§ **Written problem**
Find the lines below that contain the word "index" and count them. Only the number should be given.

§ **Data lines**
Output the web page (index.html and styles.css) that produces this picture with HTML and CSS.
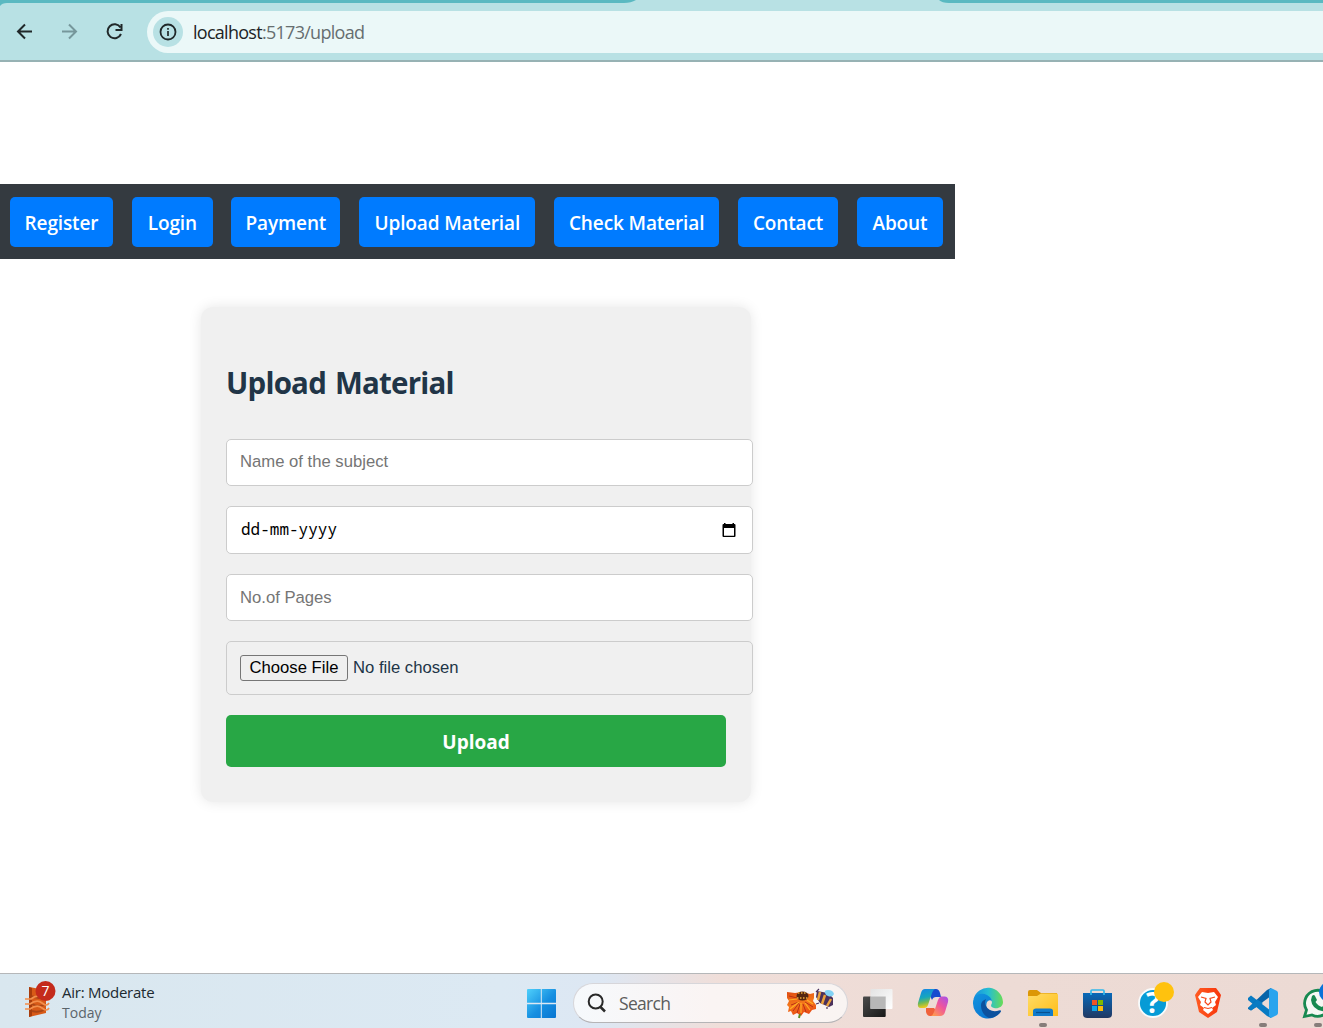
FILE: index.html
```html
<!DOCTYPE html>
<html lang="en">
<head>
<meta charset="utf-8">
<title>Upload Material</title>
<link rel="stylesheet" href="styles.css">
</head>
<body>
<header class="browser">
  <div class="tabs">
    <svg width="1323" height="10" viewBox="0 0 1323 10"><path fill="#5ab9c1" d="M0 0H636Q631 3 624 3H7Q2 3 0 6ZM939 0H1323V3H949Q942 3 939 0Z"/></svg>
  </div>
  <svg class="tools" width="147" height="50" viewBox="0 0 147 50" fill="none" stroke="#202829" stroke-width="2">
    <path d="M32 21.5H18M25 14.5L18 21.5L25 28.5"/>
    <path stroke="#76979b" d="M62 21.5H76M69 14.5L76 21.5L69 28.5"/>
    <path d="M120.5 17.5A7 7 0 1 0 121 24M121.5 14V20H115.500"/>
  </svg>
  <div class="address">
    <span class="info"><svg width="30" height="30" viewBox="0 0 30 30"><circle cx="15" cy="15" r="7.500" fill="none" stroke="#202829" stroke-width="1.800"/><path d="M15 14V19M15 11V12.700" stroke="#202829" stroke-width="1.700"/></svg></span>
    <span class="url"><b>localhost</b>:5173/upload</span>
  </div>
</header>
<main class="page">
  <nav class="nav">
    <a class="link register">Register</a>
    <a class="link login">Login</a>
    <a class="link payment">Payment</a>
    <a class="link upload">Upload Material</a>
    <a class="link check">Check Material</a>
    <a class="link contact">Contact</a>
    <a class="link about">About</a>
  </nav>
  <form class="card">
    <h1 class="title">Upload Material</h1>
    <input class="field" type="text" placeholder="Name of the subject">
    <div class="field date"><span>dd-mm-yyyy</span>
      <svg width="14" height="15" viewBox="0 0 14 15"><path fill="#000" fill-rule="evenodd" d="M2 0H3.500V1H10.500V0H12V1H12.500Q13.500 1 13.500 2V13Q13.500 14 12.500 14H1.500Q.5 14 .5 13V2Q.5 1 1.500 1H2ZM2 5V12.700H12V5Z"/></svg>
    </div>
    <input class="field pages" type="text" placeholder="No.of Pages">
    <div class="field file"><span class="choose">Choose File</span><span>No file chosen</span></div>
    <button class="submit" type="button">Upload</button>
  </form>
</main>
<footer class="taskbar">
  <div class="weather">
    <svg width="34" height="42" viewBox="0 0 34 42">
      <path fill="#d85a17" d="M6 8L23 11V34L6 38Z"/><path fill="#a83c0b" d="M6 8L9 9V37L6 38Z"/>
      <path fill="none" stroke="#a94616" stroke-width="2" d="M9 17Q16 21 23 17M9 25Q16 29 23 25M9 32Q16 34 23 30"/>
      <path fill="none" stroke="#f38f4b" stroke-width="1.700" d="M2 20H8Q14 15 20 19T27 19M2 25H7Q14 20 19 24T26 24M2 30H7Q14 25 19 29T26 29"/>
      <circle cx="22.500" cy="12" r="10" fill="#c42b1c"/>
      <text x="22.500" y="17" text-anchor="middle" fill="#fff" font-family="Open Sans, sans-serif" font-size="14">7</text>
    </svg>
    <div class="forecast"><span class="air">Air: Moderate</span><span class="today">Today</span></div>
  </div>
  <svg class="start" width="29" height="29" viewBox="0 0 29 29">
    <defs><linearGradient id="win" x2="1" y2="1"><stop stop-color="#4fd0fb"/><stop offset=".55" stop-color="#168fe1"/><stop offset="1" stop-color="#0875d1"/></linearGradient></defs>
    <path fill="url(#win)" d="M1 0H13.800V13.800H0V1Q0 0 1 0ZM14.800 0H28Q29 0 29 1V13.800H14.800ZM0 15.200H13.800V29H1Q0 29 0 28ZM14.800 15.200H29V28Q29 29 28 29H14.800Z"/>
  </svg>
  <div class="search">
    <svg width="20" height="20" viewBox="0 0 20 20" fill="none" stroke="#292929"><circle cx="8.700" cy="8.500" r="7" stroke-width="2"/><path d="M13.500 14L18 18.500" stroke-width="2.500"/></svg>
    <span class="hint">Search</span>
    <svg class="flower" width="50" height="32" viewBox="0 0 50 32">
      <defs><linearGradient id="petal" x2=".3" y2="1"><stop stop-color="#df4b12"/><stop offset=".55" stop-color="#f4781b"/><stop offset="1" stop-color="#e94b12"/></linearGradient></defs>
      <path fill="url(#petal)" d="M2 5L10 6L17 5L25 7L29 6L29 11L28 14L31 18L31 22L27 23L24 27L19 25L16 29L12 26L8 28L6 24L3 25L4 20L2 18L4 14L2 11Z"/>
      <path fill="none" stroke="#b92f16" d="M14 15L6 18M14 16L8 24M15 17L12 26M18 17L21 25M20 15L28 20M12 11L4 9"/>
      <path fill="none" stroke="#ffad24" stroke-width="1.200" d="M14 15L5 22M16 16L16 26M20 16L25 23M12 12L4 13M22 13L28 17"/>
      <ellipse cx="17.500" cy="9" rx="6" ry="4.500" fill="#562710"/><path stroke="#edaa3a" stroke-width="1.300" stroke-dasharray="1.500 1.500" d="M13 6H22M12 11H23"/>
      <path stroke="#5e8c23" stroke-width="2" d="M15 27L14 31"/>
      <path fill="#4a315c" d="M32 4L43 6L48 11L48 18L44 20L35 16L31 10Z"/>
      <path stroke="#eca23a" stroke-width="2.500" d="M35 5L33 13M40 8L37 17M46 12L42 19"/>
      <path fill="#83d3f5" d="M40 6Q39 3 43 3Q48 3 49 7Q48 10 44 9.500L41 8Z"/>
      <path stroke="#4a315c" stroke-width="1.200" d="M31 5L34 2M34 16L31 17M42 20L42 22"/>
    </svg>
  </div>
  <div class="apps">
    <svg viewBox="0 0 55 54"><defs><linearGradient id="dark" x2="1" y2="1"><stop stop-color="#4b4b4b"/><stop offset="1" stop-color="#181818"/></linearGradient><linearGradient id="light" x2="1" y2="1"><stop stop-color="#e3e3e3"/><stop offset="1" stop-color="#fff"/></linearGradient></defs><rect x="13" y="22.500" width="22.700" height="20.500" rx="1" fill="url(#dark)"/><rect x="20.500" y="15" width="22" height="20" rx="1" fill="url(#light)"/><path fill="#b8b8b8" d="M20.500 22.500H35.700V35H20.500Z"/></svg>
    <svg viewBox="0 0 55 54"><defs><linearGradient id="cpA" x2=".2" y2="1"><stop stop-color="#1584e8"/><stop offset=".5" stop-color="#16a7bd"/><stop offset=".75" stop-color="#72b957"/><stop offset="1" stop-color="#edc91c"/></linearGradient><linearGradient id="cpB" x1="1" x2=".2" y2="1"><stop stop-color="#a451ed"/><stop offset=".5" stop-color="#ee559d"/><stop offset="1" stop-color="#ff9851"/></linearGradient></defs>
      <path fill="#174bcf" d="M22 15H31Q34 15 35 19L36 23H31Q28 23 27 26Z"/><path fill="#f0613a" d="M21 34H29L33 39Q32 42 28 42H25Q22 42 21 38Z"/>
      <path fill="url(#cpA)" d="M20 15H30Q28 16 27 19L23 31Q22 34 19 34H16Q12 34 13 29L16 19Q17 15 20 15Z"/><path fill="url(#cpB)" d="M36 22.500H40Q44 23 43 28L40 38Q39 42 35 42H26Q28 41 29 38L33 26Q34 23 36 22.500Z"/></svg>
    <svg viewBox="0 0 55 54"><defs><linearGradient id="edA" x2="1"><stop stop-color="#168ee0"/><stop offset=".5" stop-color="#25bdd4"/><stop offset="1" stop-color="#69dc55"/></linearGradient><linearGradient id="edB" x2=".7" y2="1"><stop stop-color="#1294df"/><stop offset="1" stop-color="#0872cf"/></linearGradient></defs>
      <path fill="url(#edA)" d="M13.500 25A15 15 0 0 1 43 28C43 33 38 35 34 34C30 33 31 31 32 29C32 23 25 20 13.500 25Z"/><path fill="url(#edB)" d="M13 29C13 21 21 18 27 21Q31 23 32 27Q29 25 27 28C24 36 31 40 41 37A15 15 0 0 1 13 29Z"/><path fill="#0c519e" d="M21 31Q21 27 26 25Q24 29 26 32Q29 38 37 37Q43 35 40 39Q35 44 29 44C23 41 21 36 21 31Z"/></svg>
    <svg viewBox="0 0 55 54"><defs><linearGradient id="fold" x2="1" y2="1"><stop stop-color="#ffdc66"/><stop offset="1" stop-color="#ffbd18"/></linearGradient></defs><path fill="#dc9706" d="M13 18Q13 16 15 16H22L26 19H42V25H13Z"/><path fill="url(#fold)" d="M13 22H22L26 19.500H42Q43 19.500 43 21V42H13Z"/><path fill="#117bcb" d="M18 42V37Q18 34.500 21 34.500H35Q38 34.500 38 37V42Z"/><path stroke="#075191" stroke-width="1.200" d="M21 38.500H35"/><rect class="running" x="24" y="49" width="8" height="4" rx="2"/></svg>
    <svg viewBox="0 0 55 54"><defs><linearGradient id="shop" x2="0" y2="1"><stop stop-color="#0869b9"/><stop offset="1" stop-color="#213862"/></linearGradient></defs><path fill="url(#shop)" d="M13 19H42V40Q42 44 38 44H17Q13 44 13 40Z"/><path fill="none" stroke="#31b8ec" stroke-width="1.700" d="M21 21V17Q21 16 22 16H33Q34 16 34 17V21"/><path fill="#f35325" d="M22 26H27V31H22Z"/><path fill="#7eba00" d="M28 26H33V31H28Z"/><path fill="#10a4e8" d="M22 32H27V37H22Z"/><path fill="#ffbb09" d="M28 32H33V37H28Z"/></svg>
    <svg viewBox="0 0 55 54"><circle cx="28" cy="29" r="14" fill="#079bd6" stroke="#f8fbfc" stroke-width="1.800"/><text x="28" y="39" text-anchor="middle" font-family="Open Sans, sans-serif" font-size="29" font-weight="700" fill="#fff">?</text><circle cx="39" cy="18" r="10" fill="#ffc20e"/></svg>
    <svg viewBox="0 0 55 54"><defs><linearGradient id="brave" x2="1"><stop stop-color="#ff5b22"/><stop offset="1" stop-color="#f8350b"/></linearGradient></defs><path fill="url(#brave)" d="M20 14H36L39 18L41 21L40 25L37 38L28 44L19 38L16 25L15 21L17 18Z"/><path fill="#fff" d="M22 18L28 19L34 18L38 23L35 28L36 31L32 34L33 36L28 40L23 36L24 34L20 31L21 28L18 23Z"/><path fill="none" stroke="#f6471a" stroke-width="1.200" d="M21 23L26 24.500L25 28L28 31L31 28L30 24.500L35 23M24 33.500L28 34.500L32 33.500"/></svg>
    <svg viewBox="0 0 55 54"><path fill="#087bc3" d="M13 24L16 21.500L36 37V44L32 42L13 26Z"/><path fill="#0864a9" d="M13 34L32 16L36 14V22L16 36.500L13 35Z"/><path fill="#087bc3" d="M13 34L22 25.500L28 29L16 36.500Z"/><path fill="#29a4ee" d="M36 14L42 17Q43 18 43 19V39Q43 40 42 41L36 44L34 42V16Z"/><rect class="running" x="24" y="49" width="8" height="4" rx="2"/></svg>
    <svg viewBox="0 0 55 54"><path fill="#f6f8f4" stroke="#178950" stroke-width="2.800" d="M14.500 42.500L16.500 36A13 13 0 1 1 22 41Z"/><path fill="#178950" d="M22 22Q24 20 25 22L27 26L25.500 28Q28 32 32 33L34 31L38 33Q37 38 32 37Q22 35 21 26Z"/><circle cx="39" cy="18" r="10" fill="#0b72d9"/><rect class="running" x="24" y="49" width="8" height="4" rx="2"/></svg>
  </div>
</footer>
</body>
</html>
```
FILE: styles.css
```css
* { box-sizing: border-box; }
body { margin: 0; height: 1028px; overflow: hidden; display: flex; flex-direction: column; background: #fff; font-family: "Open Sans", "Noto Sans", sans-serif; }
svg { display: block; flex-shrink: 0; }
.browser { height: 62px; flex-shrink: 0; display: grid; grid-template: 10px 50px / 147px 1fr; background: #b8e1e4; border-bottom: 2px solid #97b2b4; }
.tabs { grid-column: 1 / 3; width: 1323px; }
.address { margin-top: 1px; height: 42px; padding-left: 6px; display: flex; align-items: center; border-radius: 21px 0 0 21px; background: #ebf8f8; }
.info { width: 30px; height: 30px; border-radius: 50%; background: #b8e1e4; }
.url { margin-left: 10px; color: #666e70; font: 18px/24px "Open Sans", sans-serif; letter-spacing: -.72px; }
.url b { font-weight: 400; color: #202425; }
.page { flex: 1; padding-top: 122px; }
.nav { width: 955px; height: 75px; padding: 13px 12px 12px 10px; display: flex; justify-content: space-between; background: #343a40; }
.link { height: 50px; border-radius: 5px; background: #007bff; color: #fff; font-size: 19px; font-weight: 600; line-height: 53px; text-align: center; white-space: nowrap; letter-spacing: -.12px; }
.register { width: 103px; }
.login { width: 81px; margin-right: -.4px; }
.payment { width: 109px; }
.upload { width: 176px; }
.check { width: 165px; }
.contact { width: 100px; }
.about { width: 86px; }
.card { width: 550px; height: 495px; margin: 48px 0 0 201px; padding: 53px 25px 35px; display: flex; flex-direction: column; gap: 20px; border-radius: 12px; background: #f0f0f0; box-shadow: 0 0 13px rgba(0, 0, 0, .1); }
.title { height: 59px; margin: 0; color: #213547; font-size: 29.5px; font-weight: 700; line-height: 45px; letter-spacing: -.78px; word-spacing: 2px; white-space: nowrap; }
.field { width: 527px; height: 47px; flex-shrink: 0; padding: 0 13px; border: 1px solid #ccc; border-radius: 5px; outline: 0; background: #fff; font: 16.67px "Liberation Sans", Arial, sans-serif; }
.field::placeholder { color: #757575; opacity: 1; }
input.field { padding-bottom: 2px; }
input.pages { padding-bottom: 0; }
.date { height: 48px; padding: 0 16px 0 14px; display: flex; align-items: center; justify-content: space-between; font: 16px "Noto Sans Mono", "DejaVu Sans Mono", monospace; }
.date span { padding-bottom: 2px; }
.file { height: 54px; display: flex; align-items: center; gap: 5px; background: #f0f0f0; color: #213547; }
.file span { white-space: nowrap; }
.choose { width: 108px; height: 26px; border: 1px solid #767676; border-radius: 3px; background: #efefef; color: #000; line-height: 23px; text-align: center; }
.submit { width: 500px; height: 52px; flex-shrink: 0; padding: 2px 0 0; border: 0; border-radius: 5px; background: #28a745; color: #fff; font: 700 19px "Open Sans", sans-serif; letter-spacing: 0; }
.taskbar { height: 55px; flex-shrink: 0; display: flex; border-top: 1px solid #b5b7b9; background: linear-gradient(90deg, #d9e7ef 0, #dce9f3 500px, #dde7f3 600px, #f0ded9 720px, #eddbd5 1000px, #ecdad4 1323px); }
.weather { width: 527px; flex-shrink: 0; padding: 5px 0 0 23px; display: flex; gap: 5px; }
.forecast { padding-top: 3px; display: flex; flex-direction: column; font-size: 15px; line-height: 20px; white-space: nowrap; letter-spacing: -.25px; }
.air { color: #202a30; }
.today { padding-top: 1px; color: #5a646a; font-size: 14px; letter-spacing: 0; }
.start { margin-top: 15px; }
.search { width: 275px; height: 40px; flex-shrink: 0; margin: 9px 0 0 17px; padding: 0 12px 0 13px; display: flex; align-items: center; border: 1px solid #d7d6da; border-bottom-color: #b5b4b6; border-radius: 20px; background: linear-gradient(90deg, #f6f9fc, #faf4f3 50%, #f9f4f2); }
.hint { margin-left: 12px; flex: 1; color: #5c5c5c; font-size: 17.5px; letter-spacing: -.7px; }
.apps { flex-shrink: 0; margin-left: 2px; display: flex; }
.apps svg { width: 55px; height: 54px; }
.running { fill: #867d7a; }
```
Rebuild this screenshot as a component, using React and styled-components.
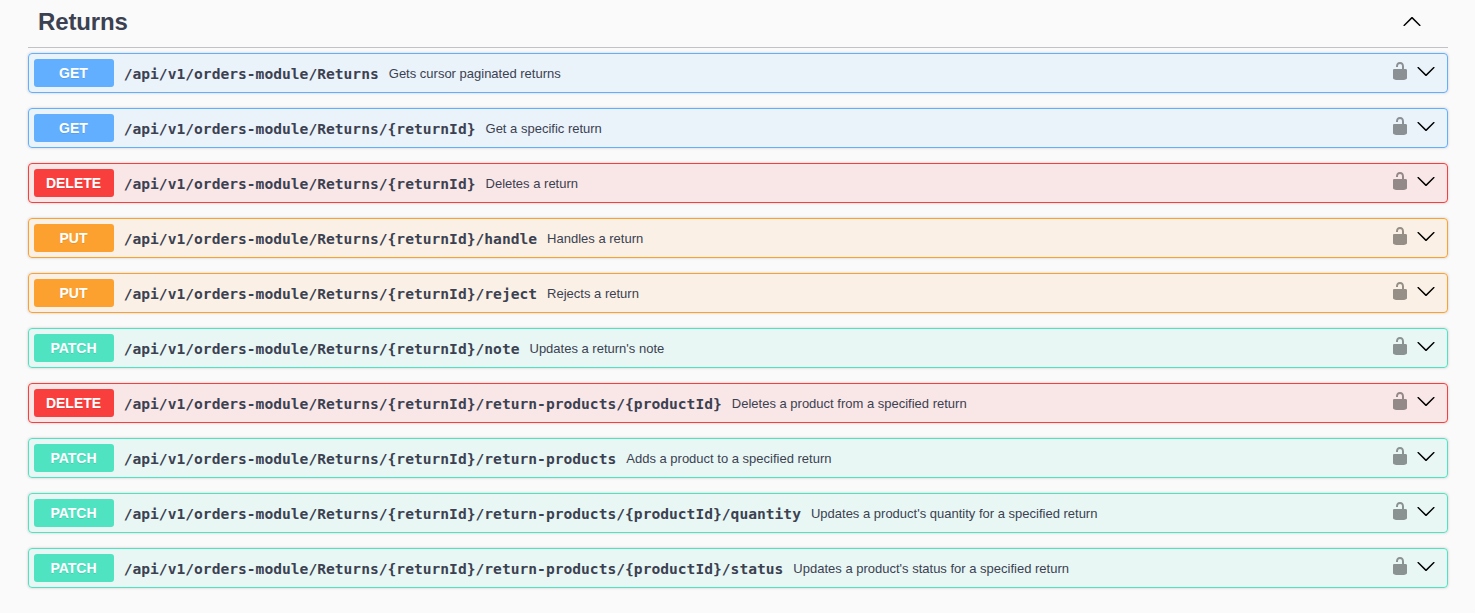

§ **Solved problem**
2